When Oracle’s teams expanded their use of large language models in 2023, model evaluation quickly became chaotic. Teams were benchmarking models, testing product scenarios, and comparing systems — but every evaluation lived in its own pile of scripts, datasets, and custom reporting code. Results were useful locally but nearly impossible to compare or reproduce across teams.

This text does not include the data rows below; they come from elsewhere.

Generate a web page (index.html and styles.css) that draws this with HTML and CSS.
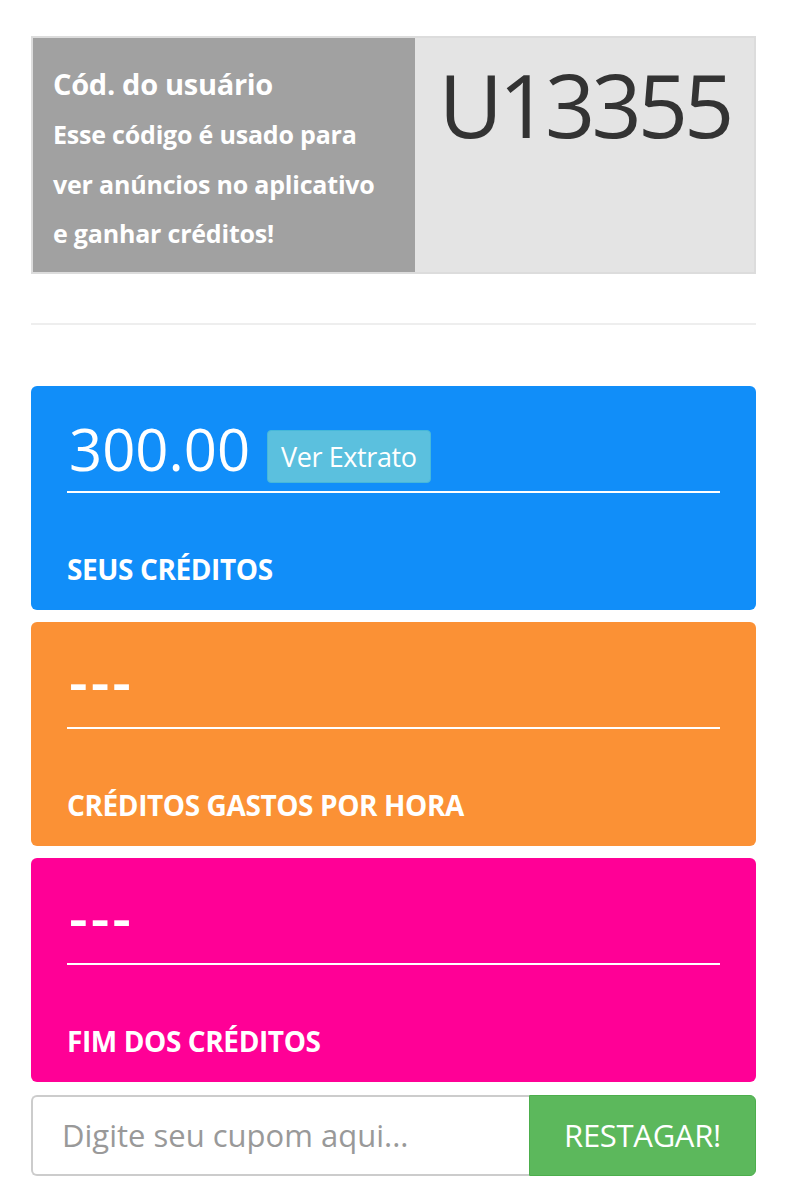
FILE: index.html
```html
<!DOCTYPE html>
<html lang="pt-BR">
<head>
<meta charset="utf-8">
<title>Créditos</title>
<link rel="stylesheet" href="styles.css">
</head>
<body>
<div class="page">
  <section class="code-box">
    <div class="code-info">
      <h3 class="code-title">Cód. do usuário</h3>
      <p class="code-desc">Esse código é usado para<br>ver anúncios no aplicativo<br>e ganhar créditos!</p>
    </div>
    <div class="code-value">U13355</div>
  </section>

  <hr class="divider">

  <section class="card card-blue">
    <div class="value-row">
      <span class="amount">300.00</span>
      <button class="btn-extrato">Ver Extrato</button>
    </div>
    <div class="label">SEUS CRÉDITOS</div>
  </section>

  <section class="card card-orange">
    <div class="value-row">
      <span class="amount dashes">---</span>
    </div>
    <div class="label">CRÉDITOS GASTOS POR HORA</div>
  </section>

  <section class="card card-pink">
    <div class="value-row">
      <span class="amount dashes">---</span>
    </div>
    <div class="label">FIM DOS CRÉDITOS</div>
  </section>

  <form class="coupon">
    <input class="coupon-input" type="text" placeholder="Digite seu cupom aqui...">
    <button class="coupon-btn" type="button">RESTAGAR!</button>
  </form>
</div>
</body>
</html>
```

FILE: styles.css
```css
* { box-sizing: border-box; }

html, body {
  margin: 0;
  padding: 0;
  background: #fff;
}

body {
  font-family: "Open Sans", "Noto Sans", sans-serif;
  color: #333;
}

.page {
  padding: 36px 30px 20px 31px;
  width: 786px;
}

/* user code box */
.code-box {
  display: grid;
  grid-template-columns: 382px 1fr;
  border: 2px solid #dcdcdc;
  background: #e4e4e4;
}

.code-info {
  background: #a1a1a1;
  color: #fff;
  padding: 23px 4px 13px 20px;
}

.code-title {
  margin: 0 0 3px;
  font-size: 29px;
  line-height: 46px;
  font-weight: 700;
  letter-spacing: -0.3px;
}

.code-desc {
  margin: 0;
  font-size: 25px;
  line-height: 49.5px;
  font-weight: 700;
  letter-spacing: -0.2px;
}

.code-value {
  text-align: center;
  font-size: 88px;
  line-height: 99px;
  padding-top: 17px;
  letter-spacing: -4px;
  color: #333;
}

.divider {
  border: 0;
  border-top: 2px solid #eeeeee;
  margin: 49px 0 61px;
}

/* stat cards */
.card {
  border-radius: 6px;
  padding: 0 36px 27px;
  color: #fff;
  margin-bottom: 12px;
}

.card-blue { background: #118ef9; }
.card-orange { background: #fb9135; }
.card-pink { background: #ff0096; }

.value-row {
  display: flex;
  align-items: flex-start;
  height: 107px;
  padding-top: 34px;
  border-bottom: 2px solid #fff;
}

.amount {
  font-size: 58px;
  line-height: 58px;
  padding-left: 2px;
}

.dashes {
  letter-spacing: 3px;
  font-weight: 600;
  margin-top: -4px;
}

.btn-extrato {
  margin: 10px 0 0 17px;
  height: 53px;
  padding: 0 13px;
  font-family: inherit;
  font-size: 27px;
  letter-spacing: -0.4px;
  color: #fff;
  background: #5bc0de;
  border: 1px solid #46b8da;
  border-radius: 4px;
}

.label {
  margin-top: 62px;
  font-size: 28px;
  line-height: 28px;
  font-weight: 700;
  letter-spacing: -0.4px;
}

/* coupon */
.coupon {
  display: flex;
  margin-top: 13px;
  height: 81px;
}

.coupon-input {
  flex: 0 0 498px;
  height: 100%;
  border: 2px solid #cccccc;
  border-right: 0;
  border-radius: 6px 0 0 6px;
  padding: 0 29px;
  font-family: inherit;
  font-size: 31px;
  color: #555;
  outline: none;
}

.coupon-input::placeholder {
  color: #999;
}

.coupon-btn {
  flex: 1;
  height: 100%;
  background: #5cb85c;
  border: 1px solid #4cae4c;
  border-radius: 0 6px 6px 0;
  color: #fff;
  font-family: inherit;
  font-size: 31px;
  letter-spacing: -0.3px;
}
```
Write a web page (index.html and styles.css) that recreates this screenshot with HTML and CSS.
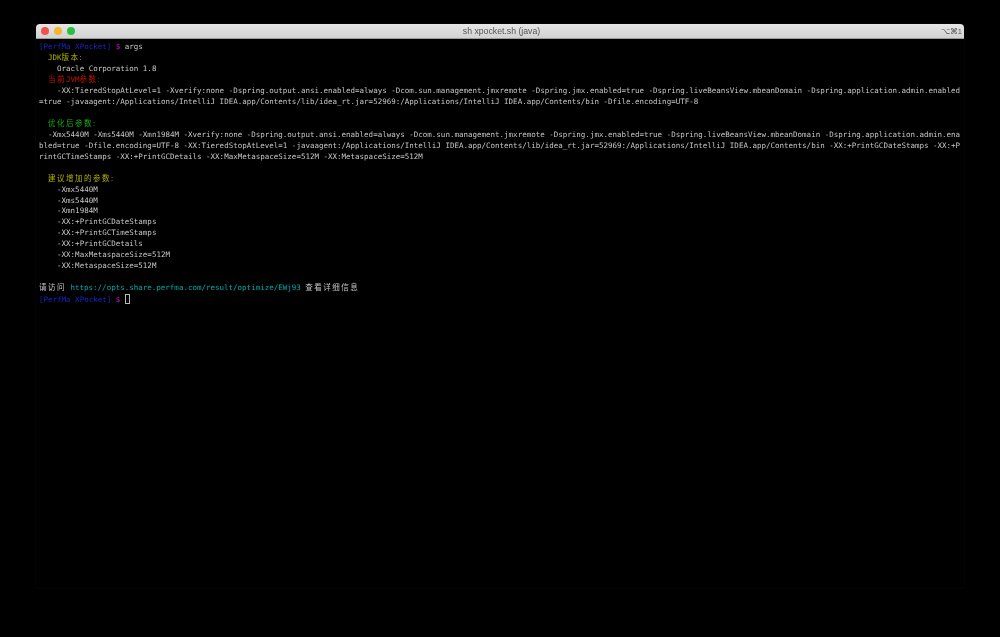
FILE: index.html
```html
<!DOCTYPE html>
<html lang="zh">
<head>
<meta charset="utf-8">
<title>sh xpocket.sh (java)</title>
<link rel="stylesheet" href="styles.css">
</head>
<body>
<main class="window">
<header class="titlebar">
<div class="lights"><span class="light red"></span><span class="light yellow"></span><span class="light green"></span></div>
<div class="title">sh xpocket.sh (java)</div>
<div class="shortcut">⌥⌘1</div>
</header>
<pre class="term"><span class="blue">[PerfMa XPocket]</span> <span class="magenta">$</span> args
  <span class="yellow-t">JDK<span class="cjk">版本:</span></span>
    Oracle Corporation 1.8
  <span class="red-t"><span class="cjk">当前</span>JVM<span class="cjk">参数:</span></span>
    -XX:TieredStopAtLevel=1 -Xverify:none -Dspring.output.ansi.enabled=always -Dcom.sun.management.jmxremote -Dspring.jmx.enabled=true -Dspring.liveBeansView.mbeanDomain -Dspring.application.admin.enabled
=true -javaagent:/Applications/IntelliJ IDEA.app/Contents/lib/idea_rt.jar=52969:/Applications/IntelliJ IDEA.app/Contents/bin -Dfile.encoding=UTF-8

  <span class="green-t"><span class="cjk">优化后参数:</span></span>
  -Xmx5440M -Xms5440M -Xmn1984M -Xverify:none -Dspring.output.ansi.enabled=always -Dcom.sun.management.jmxremote -Dspring.jmx.enabled=true -Dspring.liveBeansView.mbeanDomain -Dspring.application.admin.ena
bled=true -Dfile.encoding=UTF-8 -XX:TieredStopAtLevel=1 -javaagent:/Applications/IntelliJ IDEA.app/Contents/lib/idea_rt.jar=52969:/Applications/IntelliJ IDEA.app/Contents/bin -XX:+PrintGCDateStamps -XX:+P
rintGCTimeStamps -XX:+PrintGCDetails -XX:MaxMetaspaceSize=512M -XX:MetaspaceSize=512M

  <span class="yellow-t"><span class="cjk">建议增加的参数:</span></span>
    -Xmx5440M
    -Xms5440M
    -Xmn1984M
    -XX:+PrintGCDateStamps
    -XX:+PrintGCTimeStamps
    -XX:+PrintGCDetails
    -XX:MaxMetaspaceSize=512M
    -XX:MetaspaceSize=512M

<span class="cjk">请访问</span> <span class="cyan">https://opts.share.perfma.com/result/optimize/EWj93</span> <span class="cjk">查看详细信息</span>
<span class="blue">[PerfMa XPocket]</span> <span class="magenta">$</span> <span class="cursor"></span></pre>
</main>
</body>
</html>
```
FILE: styles.css
```css
html, body {
  margin: 0;
  background: #000;
}
body {
  height: 637px;
  box-sizing: border-box;
  padding: 24px 36px 49px;
  overflow: hidden;
}
.window {
  height: 100%;
  display: flex;
  flex-direction: column;
  background: #000;
  border-radius: 4px 4px 0 0;
  box-shadow: 0 0 0 1px #050505;
  filter: blur(0.6px);
}
.titlebar {
  flex: none;
  height: 15px;
  box-sizing: border-box;
  display: grid;
  grid-template-columns: 1fr auto 1fr;
  align-items: center;
  padding: 0 2px 0 5px;
  background: linear-gradient(#e6e6e6, #d2d2d2);
  border-bottom: 1px solid #9c9c9c;
  border-radius: 4px 4px 0 0;
  font-family: "Liberation Sans", Arial, sans-serif;
  font-size: 8.7px;
  color: #555;
}
.lights {
  display: flex;
  gap: 5px;
}
.light {
  width: 8px;
  height: 8px;
  border-radius: 50%;
}
.red { background: #f0524f; }
.yellow { background: #f6b52e; }
.green { background: #27c13e; }
.shortcut {
  justify-self: end;
  font-size: 7.5px;
}
.term {
  margin: 0;
  padding: 3.2px 0 0 3px;
  font-family: "DejaVu Sans Mono", "Noto Sans CJK SC", monospace;
  font-size: 7.5px;
  line-height: 10.95px;
  color: #c6c6c6;
  white-space: pre;
}
.cjk {
  font-family: "Noto Sans CJK SC", sans-serif;
  letter-spacing: 1.5px;
  line-height: 0;
}
.blue { color: #1a24c8; }
.magenta { color: #c818c8; }
.yellow-t { color: #b0b000; }
.red-t { color: #c41400; }
.green-t { color: #12b012; }
.cyan { color: #00aaaa; }
.cursor {
  display: inline-block;
  width: 5px;
  height: 10px;
  vertical-align: -2px;
  box-shadow: inset 0 0 0 1px #b8b8b8;
}
```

The solution was Veritas: an internal evaluation framework designed to turn AI model testing from a collection of one-off scripts into a structured engineering system.
How Veritas Works
Veritas organizes every evaluation pipeline around four stages: Transformation, Generation, Evaluation, and Summarization. This consistent structure makes evaluations reusable and comparable. Instead of each team rebuilding the same infrastructure, they compose new benchmarks from shared predictors, evaluators, and datasets — and only write new code for genuinely novel parts.
Key components include:
- Testsuites defining end-to-end evaluation pipelines in YAML
- Shared predictors and evaluators reusable across workloads
- A scheduler that tracks dependencies, runs independent work in parallel, and supports retries and checkpointing
What Changed in Practice
Since launch, Oracle’s AI team has published 150+ testsuites and 50+ model evaluation reports covering reasoning, RAG, responsible AI, code generation, NL2SQL, multimodal tasks, and more. The framework also enabled an internal leaderboard — so teams can see whether a quality improvement justifies a change in cost or latency for a specific use case.
Key Takeaways
- Evaluation fragmentation is a scaling problem, not just a tooling problem — Veritas shows the value of treating it as a first-class engineering system.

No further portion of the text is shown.